History

Great Britain
- Name: Westmoreland
- Builder: Yarmouth
- Launched: 1783
- Captured: c. March 1805

General characteristics
- Tons burthen: 375, or 406, or 412 (bm)
- Complement: 1800:37; 1803:25; 1805:40;
- Armament: 1800: 18 × 9-pounder guns; 1803: 10 × 9-pounder guns; 1805: 16 × 9-pounder guns;

= Westmoreland (1783 ship) =

Westmoreland was launched in Yarmouth in 1783. Between 1800 and 1804, she made two voyages as a slave ship in the triangular trade in enslaved people. A French privateer captured her during her second voyage but the Royal Navy recaptured her and she completed her voyage. The registers continued to carry her for a few years but with stale data. She actually made a voyage in 1805, to Demerara. On her way a privateer captured her.

==Career==
Westmoreland first appeared in Lloyd's Register (LR) in 1783, sailing as a West Indiaman.

| Year | Master | Owner | Trade | Source & notes |
|---|---|---|---|---|
| 1783 | W.Brown | T.Mangles | London–Jamaica | LR |
| 1795 | Thomas | Webster | London–Cork Cork–Jamaica | LR |
| 1797 | Thomas | Webster | Cork–Jamaica | LR |

On 26 February 1796, Westmoreland was at and part of a convoy bound for London. She had lost her main and mizzen masts and was bearing for Antigua. She arrived at Antigua. She arrived at Deal at end-August.

Westmoreland was registered at Whitby in 1797, with owners Robtert Gill, m.m., Henry Barrick, sen., and Jn. Watson.

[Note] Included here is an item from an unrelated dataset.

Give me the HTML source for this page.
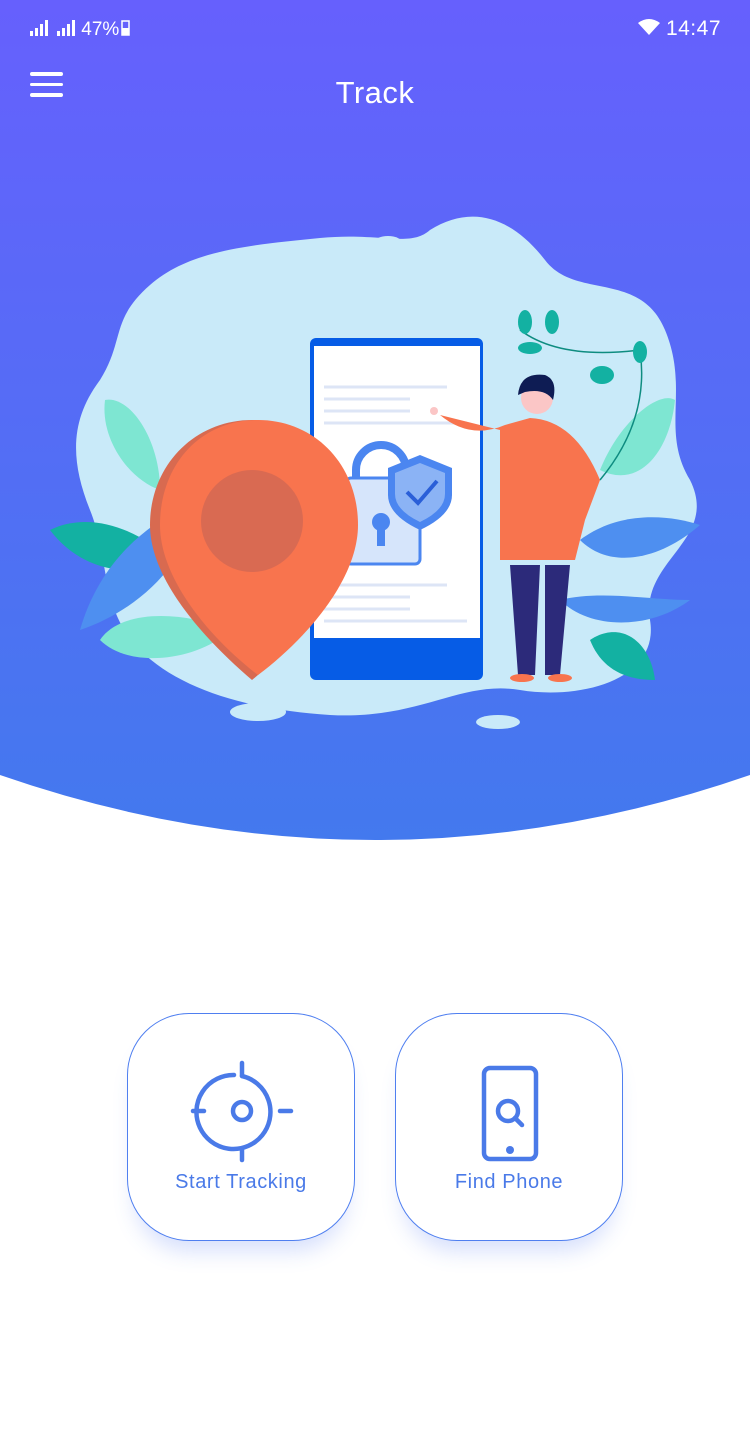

In 1797, Westmoreland was on her way from Jamaica to London when she put into Hampton Roads, Virginia. By end-December she arrived back at Dover and on 2 January 1798, she arrived at Gravesend.

She was registered at Liverpool in February 1800.

| Year | Master | Owner | Trade | Source & notes |
|---|---|---|---|---|
| 1798 |  | Jameson | London–Jamaica | LR |
| 1799 | F.Rolston | Gill & Co. | Hull–Memel | LR; good repair 1798 |
| 1800 | F.Rolton Catteral | Gill Bell & Co. | Hull–Memel Liverpool–Africa | Register of Shipping; large repair 1799 |

Westmoreland was re-registered at Liverpool in February 1800.

1st voyage transporting enslaved people (1800–1801): Captain Robert Catterall acquired a letter of marque on 2 April 1800. He sailed from Liverpool on 20 April. In 1800, 133 vessels sailed from English ports, bound for Africa to acquire and transport enslaved people; 120 of these vessels sailed from Liverpool.

Westmoreland acquired captives in West Africa and arrived at Kingston on 9 January 1801, with 368. She sailed from Kingston on 4 April, and arrived back at Liverpool on 4 June. She had left Liverpool with 40 crew members, had arrived at Kingston with 36, and had returned to Liverpool having suffered four crew deaths on her voyage.

2nd voyage transporting enslaved people (1803–1804): Captain Timothy Boardman acquired a letter of marque on 11 July 1823. Westmoreland left Liverpool on 9 January 1803. In 1803, 99 vessels sailed from English ports, bound for Africa to acquire and transport enslaved people; 83 of these vessels sailed from Liverpool.

Westmoreland acquired captives in Gabon. As she was sailing to the West Indies, the privateer General Ernouf captured her, but recaptured her on 2 January 1804, or just before. Westmoreland arrived at Barbados on 5 January, with 192 captives. At some point Captain Edward Kelly replaced Boardman. Westmoreland, Kelly, master, arrived in Liverpool in early July. She had left Liverpool with 37 crew members and she suffered six crew deaths on her voyage.

==Fate==
Although both LR and the Register of Shipping carried Westmoreland with data stale since 1804, it appears that Captain Baynes Reed acquired a letter of marque on 26 March 1805. He sailed for Demerara. In March or so, the French privateer Bon, of Bordeaux, captured Westmoreland. In June Lloyd's List reported that Commerce, of Liverpool, had arrived in Virginia. On her way a Spanish privateer had boarded her and transferred to her Reed and his crew.